> EXTRACTED ENTRIES:
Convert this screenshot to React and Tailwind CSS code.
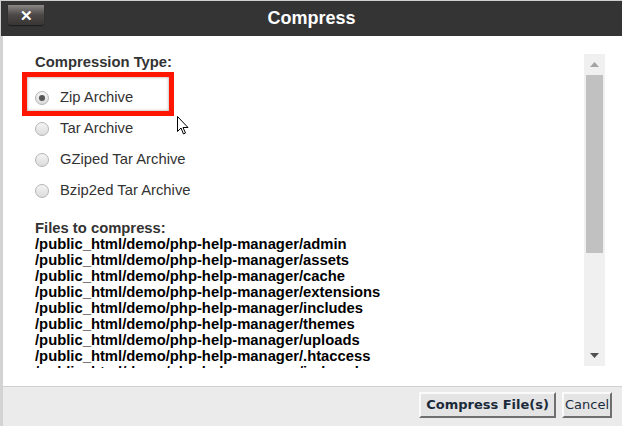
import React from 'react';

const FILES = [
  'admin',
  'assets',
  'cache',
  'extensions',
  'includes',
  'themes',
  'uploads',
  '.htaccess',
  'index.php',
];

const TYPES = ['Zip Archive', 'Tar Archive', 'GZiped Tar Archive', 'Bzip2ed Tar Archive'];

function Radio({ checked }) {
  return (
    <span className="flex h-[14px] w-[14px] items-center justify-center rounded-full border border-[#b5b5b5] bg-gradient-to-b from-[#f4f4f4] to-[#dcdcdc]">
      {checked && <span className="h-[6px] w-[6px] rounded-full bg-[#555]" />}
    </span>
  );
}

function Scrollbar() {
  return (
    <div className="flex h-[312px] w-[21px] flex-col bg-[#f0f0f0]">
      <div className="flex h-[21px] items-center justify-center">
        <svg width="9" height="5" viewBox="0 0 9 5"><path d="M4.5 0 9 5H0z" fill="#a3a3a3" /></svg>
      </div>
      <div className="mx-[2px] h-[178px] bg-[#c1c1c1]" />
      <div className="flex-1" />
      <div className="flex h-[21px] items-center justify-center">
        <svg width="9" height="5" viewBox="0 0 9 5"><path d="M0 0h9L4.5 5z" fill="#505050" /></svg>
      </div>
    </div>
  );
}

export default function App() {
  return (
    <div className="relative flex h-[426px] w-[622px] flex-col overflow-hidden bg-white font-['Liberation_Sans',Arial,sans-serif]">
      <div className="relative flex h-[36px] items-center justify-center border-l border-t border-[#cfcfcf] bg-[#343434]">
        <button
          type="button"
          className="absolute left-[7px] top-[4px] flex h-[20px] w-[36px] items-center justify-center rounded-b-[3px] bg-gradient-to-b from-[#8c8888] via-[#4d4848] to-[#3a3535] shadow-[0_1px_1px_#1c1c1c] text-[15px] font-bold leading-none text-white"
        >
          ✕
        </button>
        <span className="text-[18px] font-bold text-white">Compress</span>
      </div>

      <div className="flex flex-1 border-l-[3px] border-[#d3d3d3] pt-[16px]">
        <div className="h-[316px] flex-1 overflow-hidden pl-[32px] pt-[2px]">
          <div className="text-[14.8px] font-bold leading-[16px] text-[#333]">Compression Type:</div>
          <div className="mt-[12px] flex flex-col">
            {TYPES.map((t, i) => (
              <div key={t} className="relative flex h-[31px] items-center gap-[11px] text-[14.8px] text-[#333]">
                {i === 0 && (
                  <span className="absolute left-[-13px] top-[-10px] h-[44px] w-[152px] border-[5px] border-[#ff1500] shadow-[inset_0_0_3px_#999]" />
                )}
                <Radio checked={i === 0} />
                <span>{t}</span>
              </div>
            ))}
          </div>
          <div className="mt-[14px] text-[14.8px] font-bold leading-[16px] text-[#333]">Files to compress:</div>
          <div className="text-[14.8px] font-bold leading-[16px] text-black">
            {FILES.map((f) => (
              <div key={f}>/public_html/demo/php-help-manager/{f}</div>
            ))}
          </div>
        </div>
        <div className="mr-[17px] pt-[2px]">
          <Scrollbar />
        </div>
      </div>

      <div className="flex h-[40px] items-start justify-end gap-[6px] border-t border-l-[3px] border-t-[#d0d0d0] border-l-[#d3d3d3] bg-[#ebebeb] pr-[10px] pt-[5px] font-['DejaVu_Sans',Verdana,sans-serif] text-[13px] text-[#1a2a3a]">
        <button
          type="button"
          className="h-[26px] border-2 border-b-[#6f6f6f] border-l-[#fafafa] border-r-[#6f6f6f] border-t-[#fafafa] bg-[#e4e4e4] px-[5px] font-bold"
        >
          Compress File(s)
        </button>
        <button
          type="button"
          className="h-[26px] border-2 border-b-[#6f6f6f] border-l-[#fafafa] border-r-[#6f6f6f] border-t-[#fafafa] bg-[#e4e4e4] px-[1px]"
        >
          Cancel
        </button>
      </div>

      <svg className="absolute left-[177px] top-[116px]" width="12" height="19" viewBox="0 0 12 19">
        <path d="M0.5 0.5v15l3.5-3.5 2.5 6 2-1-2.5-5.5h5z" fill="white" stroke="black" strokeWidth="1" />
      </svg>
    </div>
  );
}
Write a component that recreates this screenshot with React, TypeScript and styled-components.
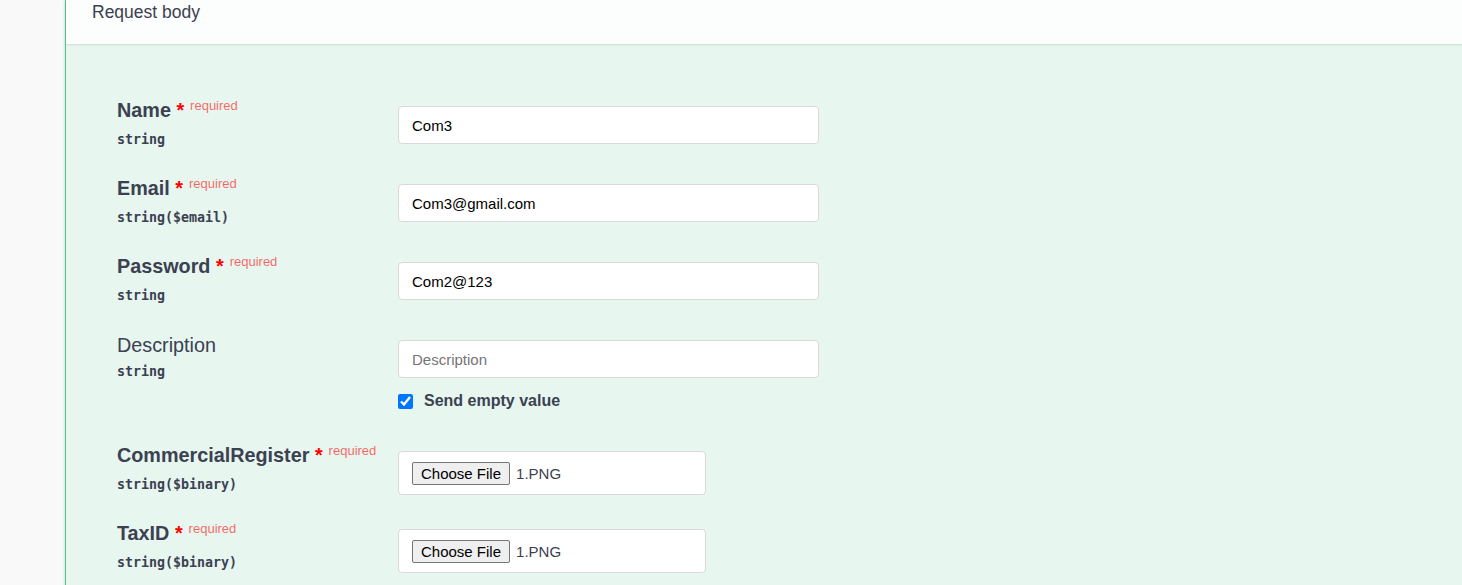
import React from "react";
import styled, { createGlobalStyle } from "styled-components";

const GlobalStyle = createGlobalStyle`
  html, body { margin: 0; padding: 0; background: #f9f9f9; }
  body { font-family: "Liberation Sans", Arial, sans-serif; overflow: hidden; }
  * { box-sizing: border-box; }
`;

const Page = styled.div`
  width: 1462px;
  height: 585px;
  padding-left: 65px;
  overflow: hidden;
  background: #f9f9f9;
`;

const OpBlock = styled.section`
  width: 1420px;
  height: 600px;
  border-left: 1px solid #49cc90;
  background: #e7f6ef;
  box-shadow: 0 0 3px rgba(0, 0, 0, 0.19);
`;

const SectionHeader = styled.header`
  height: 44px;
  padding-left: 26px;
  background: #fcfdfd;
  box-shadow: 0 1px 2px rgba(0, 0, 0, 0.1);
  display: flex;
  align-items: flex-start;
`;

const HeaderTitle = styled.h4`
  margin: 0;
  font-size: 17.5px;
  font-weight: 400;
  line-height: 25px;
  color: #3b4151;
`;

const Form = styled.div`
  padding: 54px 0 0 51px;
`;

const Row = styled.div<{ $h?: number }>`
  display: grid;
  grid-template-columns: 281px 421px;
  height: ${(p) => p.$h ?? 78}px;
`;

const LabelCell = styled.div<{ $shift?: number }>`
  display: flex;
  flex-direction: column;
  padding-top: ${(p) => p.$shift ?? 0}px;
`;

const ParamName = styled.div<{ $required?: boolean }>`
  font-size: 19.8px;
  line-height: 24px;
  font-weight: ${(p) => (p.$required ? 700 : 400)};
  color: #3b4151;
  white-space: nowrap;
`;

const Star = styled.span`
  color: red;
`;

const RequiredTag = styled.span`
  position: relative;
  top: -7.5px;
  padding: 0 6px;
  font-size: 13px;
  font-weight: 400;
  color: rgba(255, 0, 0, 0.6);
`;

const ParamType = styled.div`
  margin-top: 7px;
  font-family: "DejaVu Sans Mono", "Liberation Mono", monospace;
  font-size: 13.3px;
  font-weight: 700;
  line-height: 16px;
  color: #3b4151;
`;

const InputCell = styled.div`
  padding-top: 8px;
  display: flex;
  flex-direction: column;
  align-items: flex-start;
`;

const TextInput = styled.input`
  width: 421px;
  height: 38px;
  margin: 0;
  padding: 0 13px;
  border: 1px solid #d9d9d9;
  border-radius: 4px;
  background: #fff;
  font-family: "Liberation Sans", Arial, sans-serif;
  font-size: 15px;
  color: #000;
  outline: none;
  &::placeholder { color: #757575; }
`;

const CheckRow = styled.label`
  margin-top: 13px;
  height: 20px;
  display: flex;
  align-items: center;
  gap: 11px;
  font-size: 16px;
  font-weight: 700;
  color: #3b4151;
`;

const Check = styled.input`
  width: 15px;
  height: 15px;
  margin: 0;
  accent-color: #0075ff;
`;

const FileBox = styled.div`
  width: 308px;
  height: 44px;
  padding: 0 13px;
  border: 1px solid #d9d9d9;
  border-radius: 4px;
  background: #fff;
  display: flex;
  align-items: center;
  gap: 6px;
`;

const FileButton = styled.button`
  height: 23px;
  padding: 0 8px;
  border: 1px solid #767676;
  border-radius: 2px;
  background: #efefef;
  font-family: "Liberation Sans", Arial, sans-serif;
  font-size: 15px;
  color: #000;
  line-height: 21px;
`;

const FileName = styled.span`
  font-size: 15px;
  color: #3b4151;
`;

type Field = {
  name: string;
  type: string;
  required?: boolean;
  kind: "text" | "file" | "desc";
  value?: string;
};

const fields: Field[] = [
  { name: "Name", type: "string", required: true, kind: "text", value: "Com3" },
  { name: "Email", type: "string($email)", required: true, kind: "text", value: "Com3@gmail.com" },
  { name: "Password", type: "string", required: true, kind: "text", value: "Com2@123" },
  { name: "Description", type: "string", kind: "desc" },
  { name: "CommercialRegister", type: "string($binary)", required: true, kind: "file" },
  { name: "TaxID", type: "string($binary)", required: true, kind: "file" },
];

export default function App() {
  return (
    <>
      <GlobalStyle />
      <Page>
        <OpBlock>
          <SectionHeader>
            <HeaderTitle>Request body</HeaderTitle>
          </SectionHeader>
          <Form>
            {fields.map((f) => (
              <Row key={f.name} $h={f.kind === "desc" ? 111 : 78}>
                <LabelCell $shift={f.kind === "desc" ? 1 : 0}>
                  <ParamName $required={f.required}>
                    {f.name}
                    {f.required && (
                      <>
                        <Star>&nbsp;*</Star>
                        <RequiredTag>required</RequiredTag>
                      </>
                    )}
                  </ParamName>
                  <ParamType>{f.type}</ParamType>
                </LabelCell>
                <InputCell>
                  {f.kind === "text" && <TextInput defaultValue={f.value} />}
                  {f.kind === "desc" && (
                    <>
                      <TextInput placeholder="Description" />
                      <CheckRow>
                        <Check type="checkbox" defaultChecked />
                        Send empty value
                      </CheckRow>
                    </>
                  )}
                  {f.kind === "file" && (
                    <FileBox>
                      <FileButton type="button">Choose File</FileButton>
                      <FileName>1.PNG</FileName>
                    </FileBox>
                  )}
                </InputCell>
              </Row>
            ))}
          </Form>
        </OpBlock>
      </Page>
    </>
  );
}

> THE TASK: Repeat word for word the lines above, from the first entry through the line containing "const TYPES = ['Zip", with both ends kept and the pictures dropped.

> SOLUTION FOR THIS TASK:
Convert this screenshot to React and Tailwind CSS code.
import React from 'react';

const FILES = [
  'admin',
  'assets',
  'cache',
  'extensions',
  'includes',
  'themes',
  'uploads',
  '.htaccess',
  'index.php',
];

const TYPES = ['Zip Archive', 'Tar Archive', 'GZiped Tar Archive', 'Bzip2ed Tar Archive'];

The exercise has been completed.